NOTE: This table compares crimes per warranted officer. As we reported in figure 4, the more accurate reflection of police workload is to compare crimes per visible officer. The most recent crime statistics, weighed against visible officer numbers,


reflect that each visible officer is responsible for dealing with 303 crimes. Accountability at national level


Ensuring standards The quid pro quo for trusting professional leaders is that there must be clear information for the public and a regime of robust public inspection.399 Any performance management framework must be carefully constructed to ensure that the police are measured on what the public want them to do, not proxy indicators of this. Sir Robert Peel’s ninth principle of policing was that “the test of police efficiency is the absence of crime and disorder, not the visible evidence of police action in dealing with it”. However, this is not reflected in the current performance management framework of the police.

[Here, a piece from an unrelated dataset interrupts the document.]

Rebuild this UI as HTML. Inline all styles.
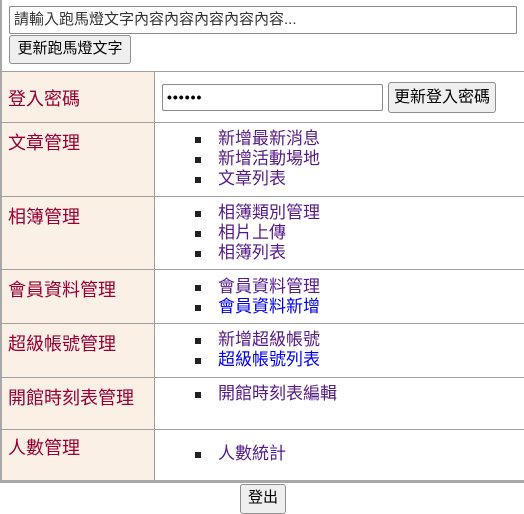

Professor David Bayley has differentiated between direct performance indicators, such as crime rates or fear of crime, and indirect performance indicators, such as the number of police or detection rates.400 Direct measures focus on what the police have actually achieved, indirect measures are proxy indicators.


For example, the public wants the police to catch criminals, and serious ones in particular. The current performance measure – sanction detection rates – is imperfectly designed because the police can simply increase their rates by issuing cautions and warnings for generally unpoliced crimes such as cannabis possession and speeding. In England and Wales the current framework focuses too much on indirect measures. The core tasks of the police are to: reduce crime and catch criminals; protect the public and their property from serious crime, organised crime and terrorism; respond to emergencies, and tackle low level local criminality. These goals must be at the heart of any police performance management framework.


A new Inspectorate Her Majesty’s Inspectorate of Constabulary is too close to the Government and police forces.


There needs to be a more independent and rigorous inspectorate that will serve as a champion of the people rather than the police. HMIC has a relatively small budget of £10.9 million, and only 144 staff. This compares to OFSTED’s budget of £220 million. Of HMIC’s staff, almost half – 71 – are employed by the Home Office, while 67 are seconded from the police and other Government departments. Six are Crown appointments made by the Home Secretary. HMIC is in no position to drive through improvements in the policing system because it is part of the system.


A leaked Treasury document criticised HMIC for lacking “the capacity to provide real impetus for reform even when the solutions are widely agreed upon.